Open source libraries and frameworks enable the simple implementation of mathematical methods and data transports.
Table of Contents
What is scikit-learn?
One of the most popular Python libraries is scikit-learn. It can be used to implement both supervised and unsupervised machine learning algorithms. scikit-learn primarily offers ready-made solutions for data mining, preprocessing and data analysis.
The library is based on the SciPy Toolkit (SciKit) and makes extensive use of NumPy for high performance linear algebra and array operations. If you don’t know what NumPy is, check out our article on the popular Python library.
The library was first released in 2007 and since then it is constantly extended and optimized by a very active community.
The library was written primarily in Python and is based on Cython only for some high-level operations.
This makes the library easy to integrate into Python applications.
Easily implement many machine learning algorithms with scikit-learn. Both supervised and unsupervised machine learning are supported.
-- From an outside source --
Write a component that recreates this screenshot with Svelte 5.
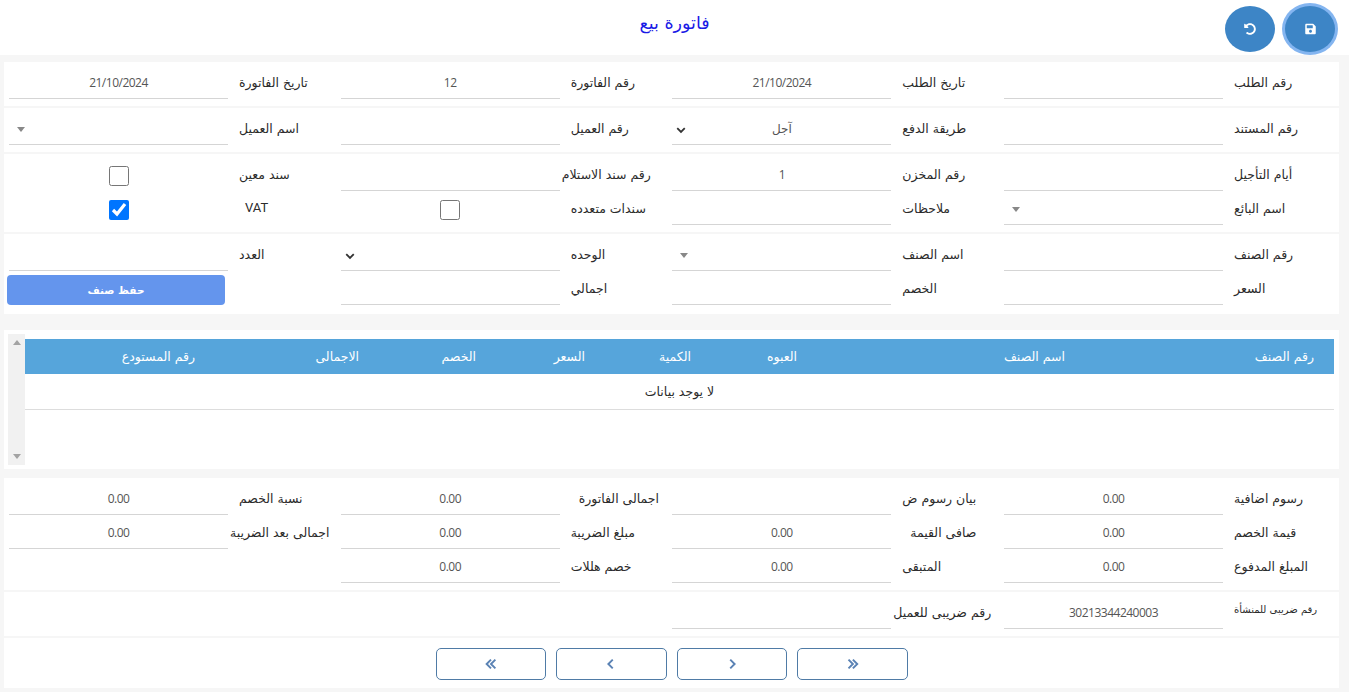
<script>
  const txt = (label, value = '', kind = 'text', cls = '') => ({ label, value, kind, cls });
  const top = [
    [txt('رقم الطلب'), txt('تاريخ الطلب', '21/10/2024'), txt('رقم الفاتورة', '12'), txt('تاريخ الفاتورة', '21/10/2024')],
    [txt('رقم المستند'), txt('طريقة الدفع', 'آجل', 'chevron'), txt('رقم العميل'), txt('اسم العميل', '', 'tri')],
    [txt('أيام التأجيل'), txt('رقم المخزن', '1'), txt('رقم سند الاستلام', '', 'text', 'p4'), txt('سند معين', '', 'check'),
     txt('اسم البائع', '', 'tri'), txt('ملاحظات'), txt('سندات متعدده', '', 'check'), txt('VAT', '', 'checked', 'vat')],
    [txt('رقم الصنف'), txt('اسم الصنف', '', 'tri'), txt('الوحده', '', 'chevron'), txt('العدد'),
     txt('السعر'), txt('الخصم'), txt('اجمالي'), txt('', '', 'button')]
  ];
  const bottom = [
    txt('رسوم اضافية', '0.00'), txt('بيان رسوم ض'), txt('اجمالى الفاتورة', '0.00', 'text', 'p18'), txt('نسبة الخصم', '0.00'),
    txt('قيمة الخصم', '0.00'), txt('صافى القيمة', '0.00', 'text', 'p18'), txt('مبلغ الضريبة', '0.00'), txt('اجمالى بعد الضريبة', '0.00', 'text', 'p2'),
    txt('المبلغ المدفوع', '0.00'), txt('المتبقى', '0.00'), txt('خصم هللات', '0.00')
  ];
  const tax = [txt('رقم ضريبى للمنشأة', '30213344240003', 'text', 'small'), txt('رقم ضريبى للعميل', '', 'text', 'p2')];
  const heads = ['رقم الصنف', 'اسم الصنف', 'العبوه', 'الكمية', 'السعر', 'الخصم', 'الاجمالى', 'رقم المستودع'];
</script>

{#snippet field(f)}
  <div class="field">
    <div class="label {f.cls}">{f.label}</div>
    {#if f.kind === 'button'}
      <button class="save-item">حفظ صنف</button>
    {:else if f.kind === 'check' || f.kind === 'checked'}
      <div class="box"><input type="checkbox" checked={f.kind === 'checked'} /></div>
    {:else}
      <div class="input">
        {f.value}
        {#if f.kind === 'chevron'}
          <svg class="chev" viewBox="0 0 16 16"><path d="M3 5.5l5 5 5-5" fill="none" stroke="#333" stroke-width="2.4"/></svg>
        {:else if f.kind === 'tri'}
          <span class="tri"></span>
        {/if}
      </div>
    {/if}
  </div>
{/snippet}

<div class="page" dir="rtl">
  <header class="head">
    <h1>فاتورة بيع</h1>
    <div class="actions">
      <button class="round focus" aria-label="حفظ">
        <svg viewBox="0 0 448 512" width="11" height="12"><path fill="#fff" d="M433.941 129.941l-83.882-83.882A48 48 0 0 0 316.118 32H48C21.49 32 0 53.49 0 80v352c0 26.51 21.49 48 48 48h352c26.51 0 48-21.49 48-48V163.882a48 48 0 0 0-14.059-33.941zM224 416c-35.346 0-64-28.654-64-64 0-35.346 28.654-64 64-64s64 28.654 64 64c0 35.346-28.654 64-64 64zm96-304.52V212c0 6.627-5.373 12-12 12H76c-6.627 0-12-5.373-12-12V108c0-6.627 5.373-12 12-12h228.52c3.183 0 6.235 1.264 8.485 3.515l3.48 3.48A11.996 11.996 0 0 1 320 111.48z"/></svg>
      </button>
      <button class="round" aria-label="تراجع">
        <svg viewBox="0 0 512 512" width="12" height="12"><path fill="#fff" d="M255.545 8c-66.269.119-126.438 26.233-170.86 68.685L48.971 40.971C33.851 25.851 8 36.559 8 57.941V192c0 13.255 10.745 24 24 24h134.059c21.382 0 32.09-25.851 16.971-40.971l-41.75-41.75c30.864-28.899 70.801-44.907 113.23-45.273 92.398-.798 170.283 73.977 169.484 169.442C423.236 348.009 349.816 424 256 424c-41.127 0-79.997-14.678-110.63-41.556-4.743-4.161-11.906-3.908-16.368.553L89.34 422.659c-4.872 4.872-4.631 12.815.482 17.433C133.798 479.813 192.074 504 256 504c136.966 0 247.999-111.033 248-247.998C504.001 119.193 392.354 7.755 255.545 8z"/></svg>
      </button>
    </div>
  </header>

  <main class="content">
    <section class="stack">
      {#each top as row, i}
        <div class="row" class:last={i === 3}>
          {#each row as f}{@render field(f)}{/each}
        </div>
      {/each}
    </section>

    <section class="table-panel">
      <div class="table">
        <div class="tr th">
          {#each heads as h}<div class="cell">{h}</div>{/each}
        </div>
        <div class="empty">لا يوجد بيانات</div>
      </div>
      <div class="scroll">
        <span class="up"></span>
        <span class="down"></span>
      </div>
    </section>

    <section class="stack">
      <div class="row">
        {#each bottom as f}{@render field(f)}{/each}
      </div>
      <div class="row">
        {#each tax as f}{@render field(f)}{/each}
      </div>
      <nav class="pager">
        {#each ['M4 3l5 5-5 5M9 3l5 5-5 5', 'M6 3l5 5-5 5', 'M10 3L5 8l5 5', 'M8 3L3 8l5 5M13 3L8 8l5 5'] as d}
          <button aria-label="تنقل"><svg viewBox="0 0 16 16" width="14" height="14"><path {d} fill="none" stroke="#5a82b4" stroke-width="2.2"/></svg></button>
        {/each}
      </nav>
    </section>
  </main>
</div>

<style>
  :global(body) {
    margin: 0;
    background: #f6f6f6;
  }
  .page {
    font-family: "DejaVu Sans", "Noto Sans", sans-serif;
    font-size: 12.5px;
    color: #2b2b2b;
    height: 692px;
    overflow: hidden;
  }
  .head {
    height: 55px;
    background: #fff;
    position: relative;
    display: flex;
    justify-content: center;
  }
  h1 {
    margin: 11px 0 0;
    font-size: 17.5px;
    font-weight: 400;
    color: #1a1ae6;
    line-height: 24px;
  }
  .actions {
    position: absolute;
    top: 6px;
    right: 14px;
    display: flex;
    gap: 10px;
  }
  .round {
    width: 50px;
    height: 46px;
    padding: 0;
    border: 0;
    border-radius: 50%;
    background: #3d85c6;
    display: flex;
    align-items: center;
    justify-content: center;
  }
  .round.focus {
    box-shadow: 0 0 0 3px #84b5f0;
  }
  .content {
    margin: 7px 10px 0 4px;
  }
  .stack {
    display: flex;
    flex-direction: column;
    gap: 2px;
  }
  .row {
    display: grid;
    grid-template-columns: repeat(4, 1fr);
    padding: 3px 3.33px 7px 5px;
    background: #fff;
  }
  .row.last {
    padding-bottom: 9px;
  }
  .field {
    display: flex;
    height: 34px;
  }
  .label {
    flex: 1;
    text-align: left;
    padding-left: 11px;
    line-height: 35px;
    white-space: nowrap;
  }
  .label.p4 { padding-left: 2px; }
  .label.p2 { padding-left: 2px; }
  .label.p18 { padding-left: 19px; }
  .label.vat {
    padding-left: 17px;
    line-height: 33px;
    font-family: "Roboto", sans-serif;
    font-size: 13px;
  }
  .label.small { font-size: 10px; line-height: 30px; }
  .input {
    width: 219px;
    box-sizing: border-box;
    border-bottom: 1px solid #d5d5d5;
    text-align: center;
    line-height: 36px;
    font-family: "Open Sans", "DejaVu Sans", sans-serif;
    font-size: 12px;
    letter-spacing: -0.5px;
    color: #555;
    position: relative;
  }
  .chev {
    position: absolute;
    left: 3px;
    top: 13px;
    width: 12px;
    height: 12px;
  }
  .tri {
    position: absolute;
    left: 8px;
    top: 16px;
    border: 4px solid transparent;
    border-top: 5px solid #888;
    border-bottom: 0;
  }
  .box {
    width: 219px;
    display: flex;
    align-items: center;
    justify-content: center;
    padding-top: 4px;
    height: 30px;
  }
  .box input {
    width: 20px;
    height: 20px;
    margin: 0;
  }
  .save-item {
    flex: none;
    width: 218px;
    height: 30px;
    margin: 4px 3px 0 -2px;
    border: 0;
    border-radius: 4px;
    background: #6495ed;
    color: #fff;
    font-family: inherit;
    font-size: 10.5px;
    font-weight: 700;
    padding: 0;
  }
  .table-panel {
    margin: 16px 0 9px;
    padding: 4px 5px 4px 4px;
    background: #fff;
    display: flex;
    height: 131px;
  }
  .table {
    flex: 1;
    padding-top: 5px;
  }
  .tr {
    display: grid;
    grid-template-columns: 249px 268px 106px 106px 109px 117px 164px 190px;
  }
  .th {
    height: 35px;
    background: #56a5db;
    color: #fff;
  }
  .cell {
    padding-right: 20px;
    line-height: 35px;
    white-space: nowrap;
  }
  .empty {
    height: 35px;
    line-height: 36px;
    text-align: center;
    border-bottom: 1px solid #ddd;
  }
  .scroll {
    width: 17px;
    background: #f1f1f1;
    position: relative;
  }
  .up, .down {
    position: absolute;
    left: 5px;
    border: 4px solid transparent;
    border-top: 0;
    border-bottom: 5px solid #a3a3a3;
  }
  .up { top: 6px; }
  .down {
    bottom: 6px;
    border-bottom: 0;
    border-top: 5px solid #a3a3a3;
  }
  .pager {
    background: #fff;
    height: 50px;
    box-sizing: border-box;
    padding-top: 2px;
    display: flex;
    justify-content: center;
    align-items: center;
    gap: 10px;
  }
  .pager button {
    width: 110.5px;
    height: 32px;
    padding: 0;
    border: 1px solid #4f7ba6;
    border-radius: 5px;
    background: #fff;
    display: flex;
    align-items: center;
    justify-content: center;
  }
</style>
If you don’t know what the difference is between the two machine learning categories, check out this article from us on the topic.
The figure below lists all the algorithms provided by the library.
scikit-learn thus offers rich capabilities to recognize patterns and data relationships in a dataset. Thus, high dimensions can be reduced to visualize the relationships without sacrificing much information.
Features can be extracted and data clustering algorithms can be easily created.
scikit-learn is powerful and versatile. However, the library does not exist completely solitary. Besides the obvious dependency on Python, the library requires the import of other libraries for special operations.
NumPy allows easy handling of vectors, matrices or generally large multidimensional arrays. SciPy complements these functions with useful features like minimization, regression or the Fourier transform. With joblib Python functions can be built as lightweighted pipeline jobs and with threadpoolctl methods can be coordinated as threads to save resources.